A Império Serrano está completando 60 anos e quer firmar na avenida Marquês de Sapucaí o perfil de diversidade que a acompanha desde que se estabeleceu como agremiação ligada aos trabalhadores portuários do Rio de Janeiro. Para mostrar esse aprendizado de convívio harmonioso, a verde e branco faz este ano um desfile enfocando figuras emblemáticas que inspiram reflexões sobre o ser diferente nos planos estético, social, religioso e cultural.
A revelação da intolerância desfila em Quasímodo, sineiro da catedral de Notre Dame, de Victor Hugo; a lição de que as aparências enganam, dança na mente brilhante escondida por trás de um menino pouco sociável e aluno repetente chamado Albert Eistein; a negação da debilidade marcha nas cores da vida berrante de Frida Kahlo; a superação de limites faz elevações na vida e obra do Aleijadinho de Sabará; a contestação do belo canta na poesia de Noel Rosa em busca de corações apaixonáveis; e os limites da existência sambam no delírio criador de Arthur Bispo do Rosário. Tudo ao som da marchinha “Exuberante”, de Ernesto Nazareth: “Rompe o carnaval / Pierrôs, Colombinas / E dançarinas / Belas e finas”.
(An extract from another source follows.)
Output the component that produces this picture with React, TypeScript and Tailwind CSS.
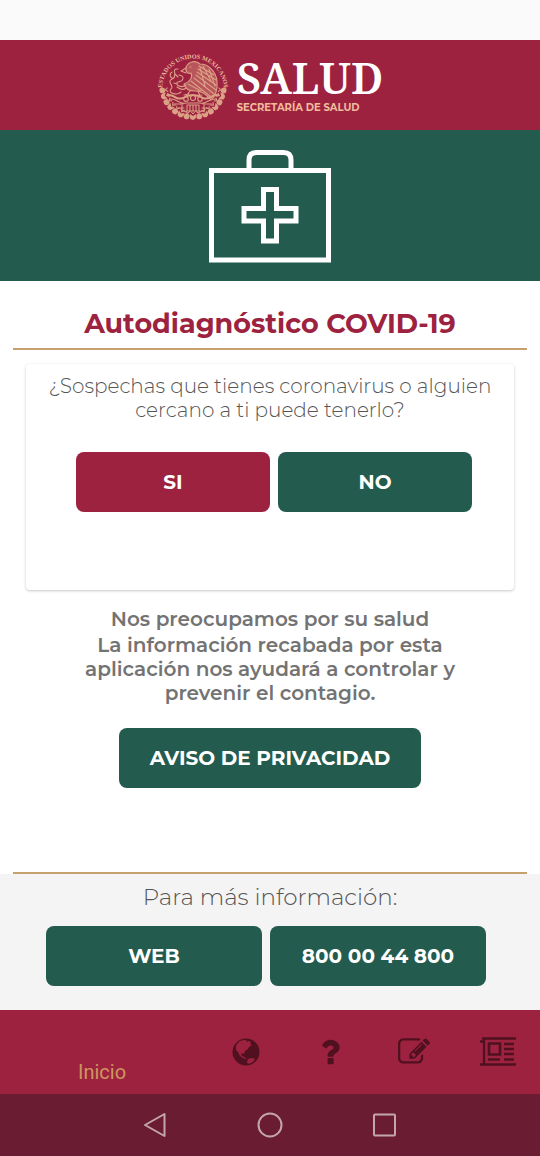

A sensibilidade de Arthur Bispo estará na avenida sem tocar o chão. Ele dizia que “Os doentes mentais são como os beija-flores, nunca pousam”. Os verdadeiros artistas também não. Principalmente artistas como ele, que não precisaram se ligar a escolas de artes plásticas, nem ter qualquer conhecimento técnico para fazer arte. Ao ser evocado por Deus a recriar o universo, recolheu o lixo da sociedade de consumo, utilizou os fios do próprio uniforme do manicômio e recorreu a palavra escrita para expressar imagens no cumprimento da sua missão de ser profundo em sua revelação.
Arthur Bispo deixou Japaratuba com 15 anos de idade. Passou os 15 anos seguintes inventando jeito de sobreviver pelo Sudeste, inclusive como marinheiro e lutador de box. No hospício, onde ficou internado por 50 anos, desenvolveu uma obra de extrema atualidade estética. Quando alguém queria ver o seu trabalho, ele não se incomodava, desde que o visitante dissesse a cor da sua aura. A senha era dizer “azul”. Depois de ler essas e outras passagens sobre a vida desse visionário genial, deixei Japaratuba pela via principal. Antes de pegar a estrada, em uma bifurcação, parei para ver a estátua de Arthur Bispo que a dona Maria Amélia tinha falado. Fiquei olhando com reverência para aquele monumento. Ao fundo, a cidade, generosa, transpirava simplicidade e paz. O céu estava cheio de nuvens, mas incrivelmente azulado, o dia bonito. Falei baixinho: “A sua aura está azul, Bispo”. E fui embora.